*INFORMATION SHOWN*.
----
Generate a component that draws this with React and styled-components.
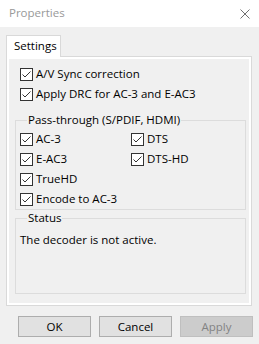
import React from "react";
import styled, { createGlobalStyle } from "styled-components";

const Global = createGlobalStyle`
  html, body {
    margin: 0;
    padding: 0;
    background: #f0f0f0;
    width: 259px;
    height: 344px;
    overflow: hidden;
  }
  body {
    font-family: "Open Sans", "Liberation Sans", sans-serif;
    font-size: 11.5px;
    color: #000;
  }
  * { box-sizing: border-box; }
`;

const Window = styled.div`
  width: 259px;
  height: 344px;
  display: flex;
  flex-direction: column;
  background: #f0f0f0;
`;

const TitleBar = styled.div`
  height: 27px;
  background: #fff;
  display: flex;
  align-items: center;
  justify-content: space-between;
  padding: 0 9px 0 9px;
`;

const Title = styled.span`
  color: #999999;
  font-size: 11.5px;
  line-height: 14px;
  margin-top: -1px;
`;

const CloseIcon = styled.svg`
  width: 10px;
  height: 10px;
  margin-top: 1px;
`;

const Body = styled.div`
  padding: 8px 8px 0 6px;
`;

const TabStrip = styled.div`
  display: flex;
  position: relative;
  z-index: 1;
  margin-bottom: -1px;
`;

const Tab = styled.div`
  width: 55px;
  height: 22px;
  border: 1px solid #d9d9d9;
  border-bottom: none;
  background: ${(p) => (p.$active ? "#fff" : "#f0f0f0")};
  padding: 2px 0 0 7px;
  line-height: 16px;
`;

const TabPanel = styled.div`
  width: 246px;
  border: 1px solid #d9d9d9;
  background: #fff;
  padding: 2px;
`;

const Page = styled.div`
  background: #f0f0f0;
  padding: 5px 3px 9px 6px;
`;

const TopChecks = styled.div`
  padding-left: 5px;
  margin-bottom: 8px;
`;

const Row = styled.label`
  display: flex;
  align-items: center;
  gap: 3px;
  height: 20px;
  line-height: 14px;
  white-space: nowrap;
`;

const Box = styled.span`
  width: 13px;
  height: 13px;
  border: 1px solid #333333;
  background: #fff;
  display: inline-flex;
  align-items: center;
  justify-content: center;
  flex: none;
`;

const Group = styled.fieldset`
  margin: 0;
  min-width: 0;
  border: 1px solid #dcdcdc;
  padding: ${(p) => p.$pad};
`;

const Legend = styled.legend`
  padding: 0 1px;
  margin-left: 7px;
  line-height: 16px;
`;

const Grid = styled.div`
  display: grid;
  grid-template-columns: 111px auto;
`;

const StatusText = styled.div`
  line-height: 14px;
`;

const Footer = styled.div`
  display: flex;
  justify-content: flex-end;
  gap: 8px;
  padding: 10px 6px 0 0;
`;

const Button = styled.button`
  width: 73px;
  height: 21px;
  border: 1px solid ${(p) => (p.disabled ? "#bfbfbf" : "#adadad")};
  background: ${(p) => (p.disabled ? "#cccccc" : "#e1e1e1")};
  color: ${(p) => (p.disabled ? "#838383" : "#000")};
  font-family: inherit;
  font-size: 11.5px;
  line-height: 14px;
  padding: 0;
  margin: 0;
`;

function Check({ label }) {
  return (
    <Row>
      <Box>
        <svg width="11" height="11" viewBox="0 0 11 11">
          <path d="M1.5 5.5 L4 8 L9.5 2.5" fill="none" stroke="#333" strokeWidth="1" />
        </svg>
      </Box>
      <span>{label}</span>
    </Row>
  );
}

export default function App() {
  return (
    <Window>
      <Global />
      <TitleBar>
        <Title>Properties</Title>
        <CloseIcon viewBox="0 0 10 10">
          <path d="M0.5 0.5 L9.5 9.5 M9.5 0.5 L0.5 9.5" stroke="#707070" strokeWidth="1" fill="none" />
        </CloseIcon>
      </TitleBar>
      <Body>
        <TabStrip>
          <Tab $active>Settings</Tab>
        </TabStrip>
        <TabPanel>
          <Page>
            <TopChecks>
              <Check label="A/V Sync correction" />
              <Check label="Apply DRC for AC-3 and E-AC3" />
            </TopChecks>
            <Group $pad="1px 4px 0 4px">
              <Legend>Pass-through (S/PDIF, HDMI)</Legend>
              <Grid>
                <Check label="AC-3" />
                <Check label="DTS" />
                <Check label="E-AC3" />
                <Check label="DTS-HD" />
                <Check label="TrueHD" />
                <span />
                <Check label="Encode to AC-3" />
              </Grid>
            </Group>
            <Group $pad="7px 4px 46px 4px">
              <Legend>Status</Legend>
              <StatusText>The decoder is not active.</StatusText>
            </Group>
          </Page>
        </TabPanel>
      </Body>
      <Footer>
        <Button>OK</Button>
        <Button>Cancel</Button>
        <Button disabled>Apply</Button>
      </Footer>
    </Window>
  );
}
----
*TASK GOAL*. List all lines where "components" occurs.

*RESPONSE TO THE EXERCISE*.
Generate a component that draws this with React and styled-components.
import styled, { createGlobalStyle } from "styled-components";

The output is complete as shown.